Wire.write(adc_command);

because ACK always returns 3 when I write adc_command.

        Wire.beginTransmission(I2C_ADDRESS);
        Wire.write(adc_command);

        [B]ack[/B] = Wire.endTransmission(false);

        Wire.requestFrom(I2C_ADDRESS, (uint8_t)2)

 

[PaulStoffregen]

Try running File > Examples > Wire > Scanner to check that you have the correct I2C address.

 

[RRdae]

The scanner says that a device was found at address 0, which is the correct default address for that encoder. Could the address being 0 be causing issues?

 

[RRdae]

I put my scope on the SDA & SCL lines. It looks like the second ACK is failing for some reason.

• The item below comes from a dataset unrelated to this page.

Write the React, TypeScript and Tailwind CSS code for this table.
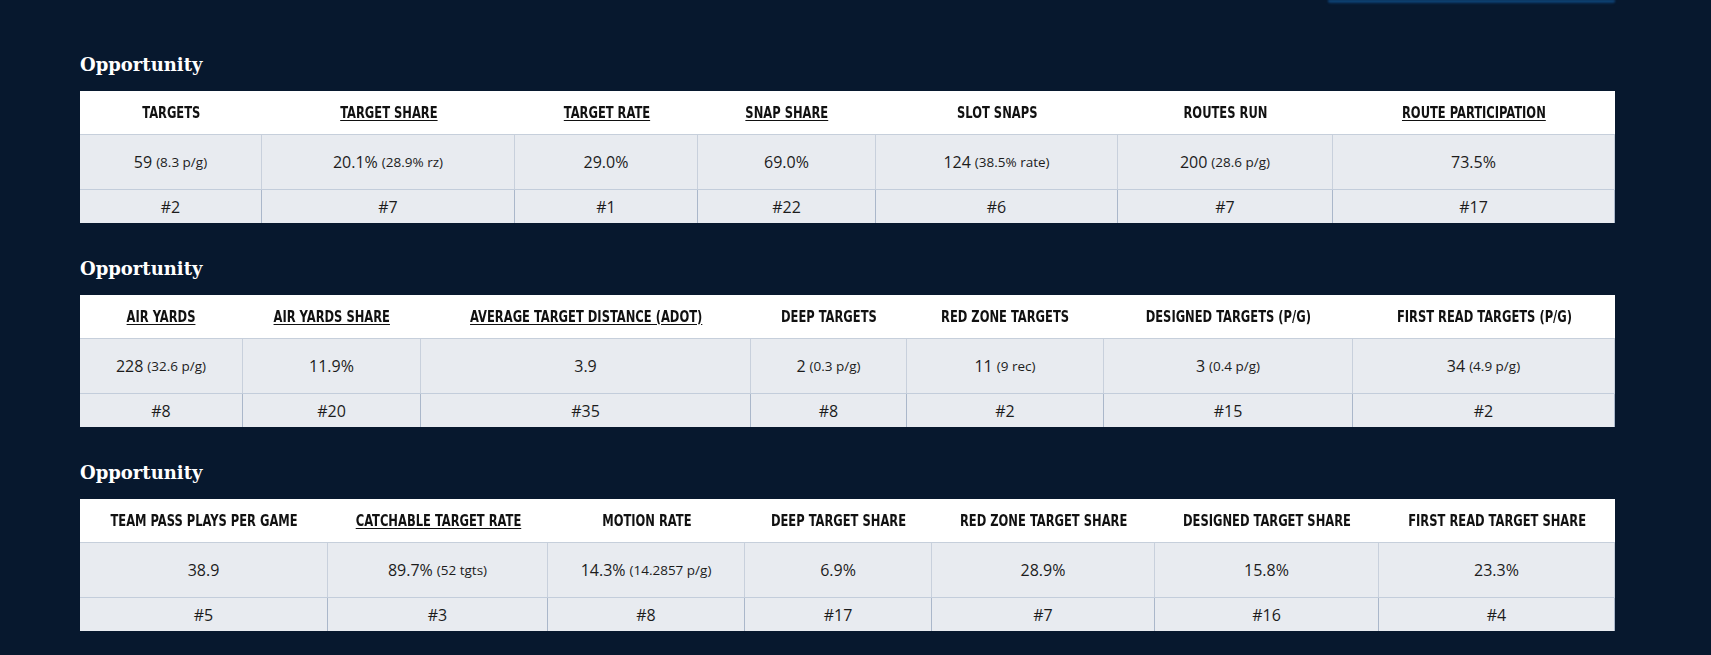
import React from "react";

interface Stat {
  label: string;
  link?: boolean;
  value: string;
  sub?: string;
  rank: string;
}

interface Section {
  title: string;
  cols: string;
  stats: Stat[];
}

const sections: Section[] = [
  {
    title: "Opportunity",
    cols: "grid-cols-[182px_253px_183px_178px_242px_215px_282px]",
    stats: [
      { label: "Targets", value: "59", sub: "(8.3 p/g)", rank: "#2" },
      { label: "Target Share", link: true, value: "20.1%", sub: "(28.9% rz)", rank: "#7" },
      { label: "Target Rate", link: true, value: "29.0%", rank: "#1" },
      { label: "Snap Share", link: true, value: "69.0%", rank: "#22" },
      { label: "Slot Snaps", value: "124", sub: "(38.5% rate)", rank: "#6" },
      { label: "Routes Run", value: "200", sub: "(28.6 p/g)", rank: "#7" },
      { label: "Route Participation", link: true, value: "73.5%", rank: "#17" },
    ],
  },
  {
    title: "Opportunity",
    cols: "grid-cols-[163px_178px_330px_156px_197px_249px_262px]",
    stats: [
      { label: "Air Yards", link: true, value: "228", sub: "(32.6 p/g)", rank: "#8" },
      { label: "Air Yards Share", link: true, value: "11.9%", rank: "#20" },
      { label: "Average Target Distance (aDOT)", link: true, value: "3.9", rank: "#35" },
      { label: "Deep Targets", value: "2", sub: "(0.3 p/g)", rank: "#8" },
      { label: "Red Zone Targets", value: "11", sub: "(9 rec)", rank: "#2" },
      { label: "Designed Targets (p/g)", value: "3", sub: "(0.4 p/g)", rank: "#15" },
      { label: "First Read Targets (p/g)", value: "34", sub: "(4.9 p/g)", rank: "#2" },
    ],
  },
  {
    title: "Opportunity",
    cols: "grid-cols-[248px_220px_197px_187px_223px_224px_236px]",
    stats: [
      { label: "Team Pass Plays Per Game", value: "38.9", rank: "#5" },
      { label: "Catchable Target Rate", link: true, value: "89.7%", sub: "(52 tgts)", rank: "#3" },
      { label: "Motion Rate", value: "14.3%", sub: "(14.2857 p/g)", rank: "#8" },
      { label: "Deep Target Share", value: "6.9%", rank: "#17" },
      { label: "Red Zone Target Share", value: "28.9%", rank: "#7" },
      { label: "Designed Target Share", value: "15.8%", rank: "#16" },
      { label: "First Read Target Share", value: "23.3%", rank: "#4" },
    ],
  },
];

function StatTable({ section }: { section: Section }) {
  return (
    <div className="mb-[34px]">
      <h2 className="font-['DejaVu_Serif',serif] text-[18px] leading-[24px] font-bold text-white mb-[14px]">
        {section.title}
      </h2>
      <div className="w-full">
        {/* labels */}
        <div className={`grid ${section.cols} h-[43px] bg-white`}>
          {section.stats.map((s) => (
            <div
              key={s.label}
              className="flex items-center justify-center font-['Liberation_Sans_Narrow','DejaVu_Sans_Condensed',sans-serif] font-bold text-[16px] uppercase text-[#111]"
            >
              <span
                className={`inline-block whitespace-nowrap scale-x-[0.8] ${
                  s.link ? "underline underline-offset-2" : ""
                }`}
              >
                {s.label}
              </span>
            </div>
          ))}
        </div>

        {/* values */}
        <div
          className={`grid ${section.cols} h-[55px] bg-[#e8ebf0] border-t border-[#c6cfdb] font-['Open_Sans',sans-serif] text-[#1c1c1c]`}
        >
          {section.stats.map((s) => (
            <div
              key={s.label}
              className="flex items-center justify-center text-[16px] border-r border-[#c8d0dc]"
            >
              {s.value}
              {s.sub && <span className="ml-1 text-[13.5px]">{s.sub}</span>}
            </div>
          ))}
        </div>

        {/* ranks */}
        <div
          className={`grid ${section.cols} h-[34px] bg-[#e8ebf0] border-t border-[#c3cddb] font-['Open_Sans',sans-serif] text-[#1c1c1c]`}
        >
          {section.stats.map((s) => (
            <div
              key={s.label}
              className="flex items-center justify-center text-[16px] border-r border-[#aab7ca]"
            >
              {s.rank}
            </div>
          ))}
        </div>
      </div>
    </div>
  );
}

export default function App() {
  return (
    <div className="min-h-screen bg-[#07182e] pl-[80px] pr-[96px]">
      {/* bottom edge of a button scrolled off the top */}
      <div className="flex justify-end">
        <div className="w-[287px] h-[4px] rounded-b-full bg-linear-to-b from-[#1463a8] via-[#0b3a6a] to-transparent blur-[1px]" />
      </div>
      <div className="pt-[49px]">
        {sections.map((section, i) => (
          <StatTable key={i} section={section} />
        ))}
      </div>
    </div>
  );
}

This is with the following code:

        Wire.beginTransmission(0);
        Wire.write(2);

        ack = Wire.endTransmission(I2C_NOSTOP);

        Wire.requestFrom(0, (uint8_t)2);

        data.b[1] = Wire.read();
        data.b[0] = Wire.read();

 

[PaulStoffregen]

Addresses 0 to 7 are supposed to be broadcast addresses which all I2C chips hear. So if you have any other I2C devices connected, I would imagine address 0 could cause issues.

I'm also struggling to understand this:

The scanner says that a device was found at address 0,

Maybe you modified the Scanner example? The code as published starts with address 1.

Use of address 0 is very unusual. It might be a problem, but I honestly just do not know for sure. Is there any way to get this chip to use a normal I2C address (8 to 127 is the normal range).

 

[RRdae]

I'm also struggling to understand this:

Sorry. Yes, I had to make a minor change to the Scanner, changing the For loop to start from 0 instead of 1 so that it would pick up the default address of the encoder.

Right now there are no other I2C devices on the wire. It is strictly the encoder demo board w/onboard pullups and a Teensy 3.6. The I2C address can be programmed, but I would need to be able to read/write to the encoder over I2C to do so, just a teensy bit ironic if the default address is what is preventing R/W.

Example code for this encoder is also extremely scarce, but I did find one small library on Github. His I2C read/write program sections are identical to mine, but he used an Arduino uC. I may break out one of my old 2560's and try his code. Maybe there is some combination of hardware happening here that the encoder just is not liking.

I was looking closer at the scope traces and noticed that where it should be a "Repeated Start" during the CLK gap in the middle of the image it looks like what may be actually occurring is a "Stop" followed by a "Start". Do you know if the i2c_t3 library or the original wire library is able to handle "Repeated Start"s?

 

[RRdae]

I contacted RLS and their response to my query as to why the encoder is NACK for all possible EEPROM or Register addresses was "I do not know. Our programmer connects fine."

I have checked every bit of the I2C phrase with my scope and what the Teensy passes to the encoder looks correct by both normal I2C convention and the convention described in the encoder manual. I am confident to say that the issue lies not with the Teensy, but with the encoder. At this point, I am abandoning this encoder in favor of the AS5147.

Paul, Thank you for responding and offering advice. I really appreciate it!